■ What you are asked to do ■
Read the records below and copy each line that contains "React".

■ Records for the exercise ■
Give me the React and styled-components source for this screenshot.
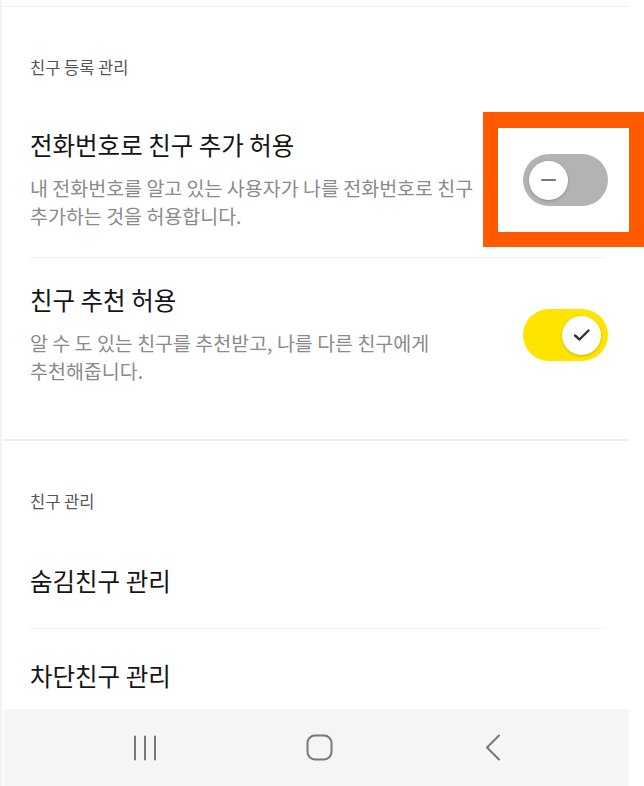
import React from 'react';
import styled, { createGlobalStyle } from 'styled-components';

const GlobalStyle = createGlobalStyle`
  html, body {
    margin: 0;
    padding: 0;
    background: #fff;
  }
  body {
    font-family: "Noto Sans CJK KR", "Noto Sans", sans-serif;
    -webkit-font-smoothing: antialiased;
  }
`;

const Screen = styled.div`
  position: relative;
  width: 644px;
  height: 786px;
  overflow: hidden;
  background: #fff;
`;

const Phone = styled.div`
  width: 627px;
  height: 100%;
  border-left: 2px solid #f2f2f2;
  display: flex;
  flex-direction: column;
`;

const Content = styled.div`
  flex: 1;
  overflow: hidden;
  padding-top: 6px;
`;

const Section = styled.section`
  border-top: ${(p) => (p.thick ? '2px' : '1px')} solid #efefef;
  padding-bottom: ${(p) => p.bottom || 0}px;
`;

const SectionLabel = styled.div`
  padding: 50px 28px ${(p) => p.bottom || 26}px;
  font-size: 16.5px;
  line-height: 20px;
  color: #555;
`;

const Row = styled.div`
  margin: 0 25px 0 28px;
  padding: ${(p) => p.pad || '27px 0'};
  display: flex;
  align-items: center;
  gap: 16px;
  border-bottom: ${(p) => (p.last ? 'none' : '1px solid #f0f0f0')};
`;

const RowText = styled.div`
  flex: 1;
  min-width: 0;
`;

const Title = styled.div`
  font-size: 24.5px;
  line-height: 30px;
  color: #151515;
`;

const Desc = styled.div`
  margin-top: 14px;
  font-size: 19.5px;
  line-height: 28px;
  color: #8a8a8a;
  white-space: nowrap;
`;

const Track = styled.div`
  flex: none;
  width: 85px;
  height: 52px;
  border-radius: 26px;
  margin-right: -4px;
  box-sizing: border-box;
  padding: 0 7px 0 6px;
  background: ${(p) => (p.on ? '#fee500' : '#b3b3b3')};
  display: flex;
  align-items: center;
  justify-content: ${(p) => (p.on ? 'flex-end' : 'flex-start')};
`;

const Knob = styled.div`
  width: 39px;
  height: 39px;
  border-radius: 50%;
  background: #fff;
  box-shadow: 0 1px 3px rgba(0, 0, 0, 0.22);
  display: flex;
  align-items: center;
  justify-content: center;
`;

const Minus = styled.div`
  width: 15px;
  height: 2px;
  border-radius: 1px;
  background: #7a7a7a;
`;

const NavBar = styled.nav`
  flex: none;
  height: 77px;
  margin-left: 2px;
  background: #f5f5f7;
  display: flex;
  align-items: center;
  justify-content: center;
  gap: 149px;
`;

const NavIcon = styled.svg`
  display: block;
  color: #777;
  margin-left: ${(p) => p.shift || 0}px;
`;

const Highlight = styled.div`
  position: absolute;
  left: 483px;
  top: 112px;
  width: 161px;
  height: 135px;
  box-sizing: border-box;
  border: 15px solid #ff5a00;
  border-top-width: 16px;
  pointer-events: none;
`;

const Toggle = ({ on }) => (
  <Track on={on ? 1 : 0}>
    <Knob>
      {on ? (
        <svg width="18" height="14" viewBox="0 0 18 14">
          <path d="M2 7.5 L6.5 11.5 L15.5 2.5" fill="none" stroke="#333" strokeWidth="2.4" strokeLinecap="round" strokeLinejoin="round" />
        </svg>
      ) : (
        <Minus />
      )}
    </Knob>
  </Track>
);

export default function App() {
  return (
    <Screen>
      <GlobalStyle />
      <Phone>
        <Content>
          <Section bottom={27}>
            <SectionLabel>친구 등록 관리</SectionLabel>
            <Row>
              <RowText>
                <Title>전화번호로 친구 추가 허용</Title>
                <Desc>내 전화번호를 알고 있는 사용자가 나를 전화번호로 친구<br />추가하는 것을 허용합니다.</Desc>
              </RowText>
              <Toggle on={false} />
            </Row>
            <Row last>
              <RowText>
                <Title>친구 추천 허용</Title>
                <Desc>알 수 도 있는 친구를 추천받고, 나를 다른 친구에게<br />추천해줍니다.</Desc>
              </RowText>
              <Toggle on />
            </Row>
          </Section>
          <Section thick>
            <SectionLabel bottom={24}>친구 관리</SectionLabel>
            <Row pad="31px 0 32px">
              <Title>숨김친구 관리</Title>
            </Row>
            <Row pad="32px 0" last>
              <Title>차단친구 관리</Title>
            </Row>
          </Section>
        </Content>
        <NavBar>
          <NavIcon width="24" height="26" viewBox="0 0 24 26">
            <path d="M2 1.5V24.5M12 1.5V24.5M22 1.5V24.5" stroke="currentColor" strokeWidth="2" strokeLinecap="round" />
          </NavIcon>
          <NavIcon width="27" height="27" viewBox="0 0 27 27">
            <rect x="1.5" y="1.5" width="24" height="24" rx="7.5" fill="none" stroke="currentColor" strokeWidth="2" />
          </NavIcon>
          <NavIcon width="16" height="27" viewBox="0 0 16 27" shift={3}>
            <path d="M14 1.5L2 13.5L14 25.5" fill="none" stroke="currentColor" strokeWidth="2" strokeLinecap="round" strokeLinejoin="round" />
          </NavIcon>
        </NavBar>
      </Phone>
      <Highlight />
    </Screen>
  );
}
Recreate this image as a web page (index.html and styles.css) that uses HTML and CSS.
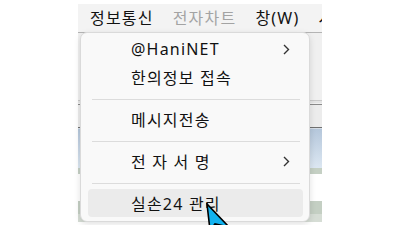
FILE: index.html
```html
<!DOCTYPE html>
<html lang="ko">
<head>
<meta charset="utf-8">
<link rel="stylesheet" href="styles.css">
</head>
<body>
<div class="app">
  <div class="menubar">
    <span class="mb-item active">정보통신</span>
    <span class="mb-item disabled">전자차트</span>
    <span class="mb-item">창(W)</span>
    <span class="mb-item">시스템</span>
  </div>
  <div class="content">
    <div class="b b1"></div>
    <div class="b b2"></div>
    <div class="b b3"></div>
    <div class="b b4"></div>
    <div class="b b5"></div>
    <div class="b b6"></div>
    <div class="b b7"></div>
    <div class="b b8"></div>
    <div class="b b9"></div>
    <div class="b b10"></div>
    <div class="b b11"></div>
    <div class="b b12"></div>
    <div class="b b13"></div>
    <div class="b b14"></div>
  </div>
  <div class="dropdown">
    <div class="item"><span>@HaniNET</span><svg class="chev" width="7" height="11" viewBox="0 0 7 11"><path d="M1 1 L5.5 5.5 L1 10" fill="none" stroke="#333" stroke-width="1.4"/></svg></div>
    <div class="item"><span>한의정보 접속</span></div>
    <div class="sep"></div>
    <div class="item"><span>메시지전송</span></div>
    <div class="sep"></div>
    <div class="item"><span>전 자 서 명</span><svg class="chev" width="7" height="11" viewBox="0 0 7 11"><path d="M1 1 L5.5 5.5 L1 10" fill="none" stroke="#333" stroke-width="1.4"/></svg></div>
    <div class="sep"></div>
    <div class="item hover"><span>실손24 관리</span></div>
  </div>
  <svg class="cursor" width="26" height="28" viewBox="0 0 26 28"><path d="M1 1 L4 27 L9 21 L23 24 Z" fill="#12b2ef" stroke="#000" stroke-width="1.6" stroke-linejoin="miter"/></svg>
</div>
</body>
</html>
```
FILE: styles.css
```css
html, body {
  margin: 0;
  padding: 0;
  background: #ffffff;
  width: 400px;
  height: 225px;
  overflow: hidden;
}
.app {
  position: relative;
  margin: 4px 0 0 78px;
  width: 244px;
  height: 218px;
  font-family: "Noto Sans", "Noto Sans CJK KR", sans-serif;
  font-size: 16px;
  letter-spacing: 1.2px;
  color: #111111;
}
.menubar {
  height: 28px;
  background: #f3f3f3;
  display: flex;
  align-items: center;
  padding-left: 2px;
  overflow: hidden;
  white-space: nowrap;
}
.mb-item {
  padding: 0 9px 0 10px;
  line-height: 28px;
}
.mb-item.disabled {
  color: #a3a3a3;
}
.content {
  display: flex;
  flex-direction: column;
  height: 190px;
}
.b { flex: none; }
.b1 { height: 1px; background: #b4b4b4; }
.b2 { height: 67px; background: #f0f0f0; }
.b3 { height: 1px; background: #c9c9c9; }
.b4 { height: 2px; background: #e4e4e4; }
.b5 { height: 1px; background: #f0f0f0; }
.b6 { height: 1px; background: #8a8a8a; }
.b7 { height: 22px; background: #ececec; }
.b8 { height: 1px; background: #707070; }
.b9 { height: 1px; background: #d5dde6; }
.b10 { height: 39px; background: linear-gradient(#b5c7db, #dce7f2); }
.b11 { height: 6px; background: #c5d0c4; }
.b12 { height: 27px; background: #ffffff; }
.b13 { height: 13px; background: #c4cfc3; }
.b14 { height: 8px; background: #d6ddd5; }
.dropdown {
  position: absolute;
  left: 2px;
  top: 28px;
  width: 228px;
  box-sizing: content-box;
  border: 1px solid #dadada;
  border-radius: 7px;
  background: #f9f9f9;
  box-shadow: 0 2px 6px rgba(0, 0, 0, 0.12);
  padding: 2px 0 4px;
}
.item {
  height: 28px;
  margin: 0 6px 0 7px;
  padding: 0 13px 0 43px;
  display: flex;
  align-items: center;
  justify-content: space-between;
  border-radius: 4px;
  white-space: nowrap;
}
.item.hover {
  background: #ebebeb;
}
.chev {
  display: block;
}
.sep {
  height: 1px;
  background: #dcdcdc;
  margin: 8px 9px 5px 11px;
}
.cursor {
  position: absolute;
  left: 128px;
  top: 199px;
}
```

■ Solution for this exercise ■
Give me the React and styled-components source for this screenshot.
import React from 'react';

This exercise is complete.